-------- Dataset excerpt --------
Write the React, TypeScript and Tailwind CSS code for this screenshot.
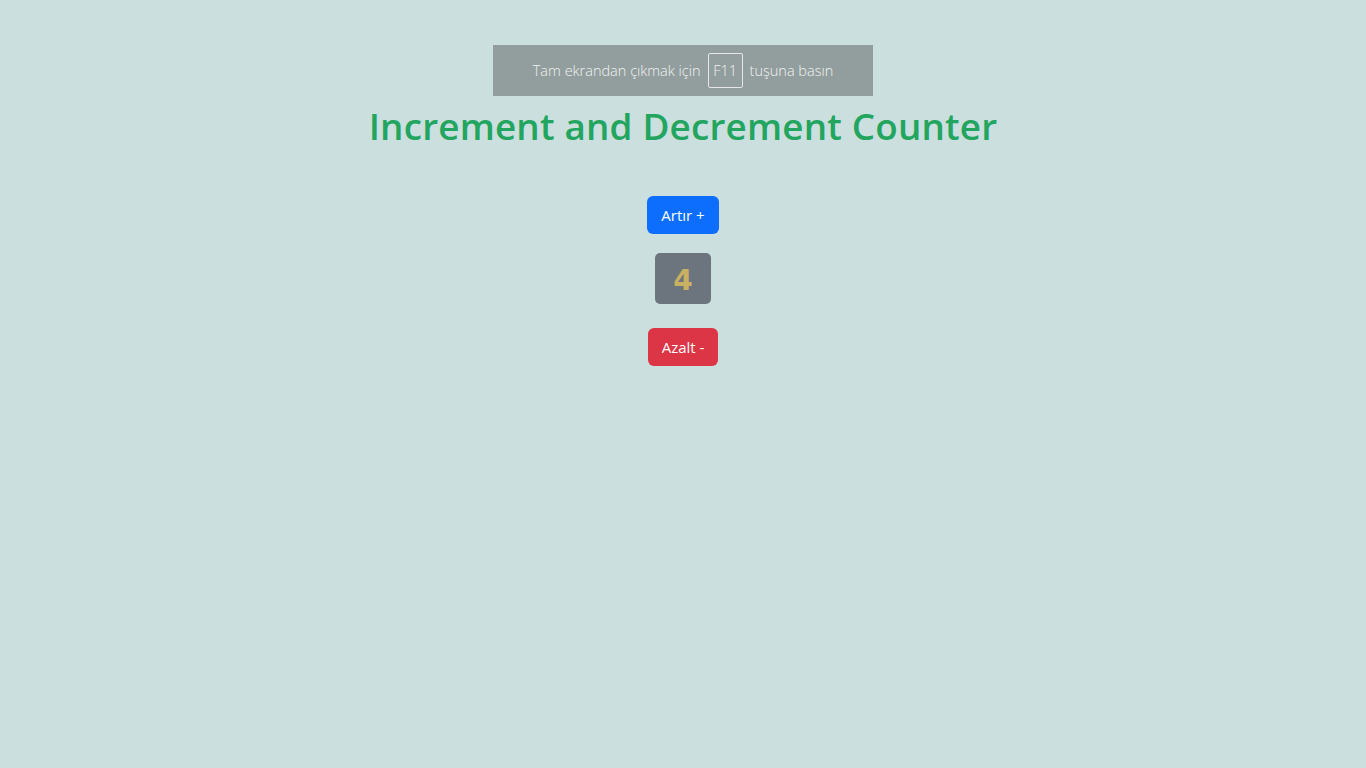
import { useState } from "react";

const App = () => {
  const [count, setCount] = useState(4);

  return (
    <div className="min-h-screen w-full bg-[#cadfde] font-['Open_Sans',sans-serif] flex flex-col items-center pt-[45px]">
      {/* Fullscreen notice */}
      <div className="w-[380px] h-[51px] bg-[#919e9d] flex items-center justify-center gap-[7px] text-[14.5px] text-[#f2f2f2] font-light">
        <span>Tam ekrandan çıkmak için</span>
        <span className="w-[35px] h-[35px] border border-[#e6e6e6] rounded-[2px] flex items-center justify-center">
          F11
        </span>
        <span>tuşuna basın</span>
      </div>

      <h1 className="mt-[2px] text-[36.8px] leading-[56px] font-semibold text-[#22a55e] tracking-[0.2px]">
        Increment and Decrement Counter
      </h1>

      <button
        onClick={() => setCount(count + 1)}
        className="mt-[42px] h-[38px] w-[72px] rounded-[6px] bg-[#0d6efd] text-white text-[15px]"
      >
        Artır +
      </button>

      <div className="mt-[19px] w-[56px] h-[51px] rounded-[5px] bg-[#6c757d] flex items-center justify-center pt-[4px] text-[28px] font-bold text-[#c9b062] font-['DejaVu_Sans',sans-serif]">
        {count}
      </div>

      <button
        onClick={() => setCount(count - 1)}
        className="mt-[24px] h-[38px] w-[70px] rounded-[6px] bg-[#dc3545] text-white text-[15px]"
      >
        Azalt -
      </button>
    </div>
  );
};

export default App;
--------
Begin at the first line of the material and copy each line exactly through the one containing "const [count, setCount] = useState(4);". Omit pictures.

Solution below
Write the React, TypeScript and Tailwind CSS code for this screenshot.
import { useState } from "react";

const App = () => {
  const [count, setCount] = useState(4);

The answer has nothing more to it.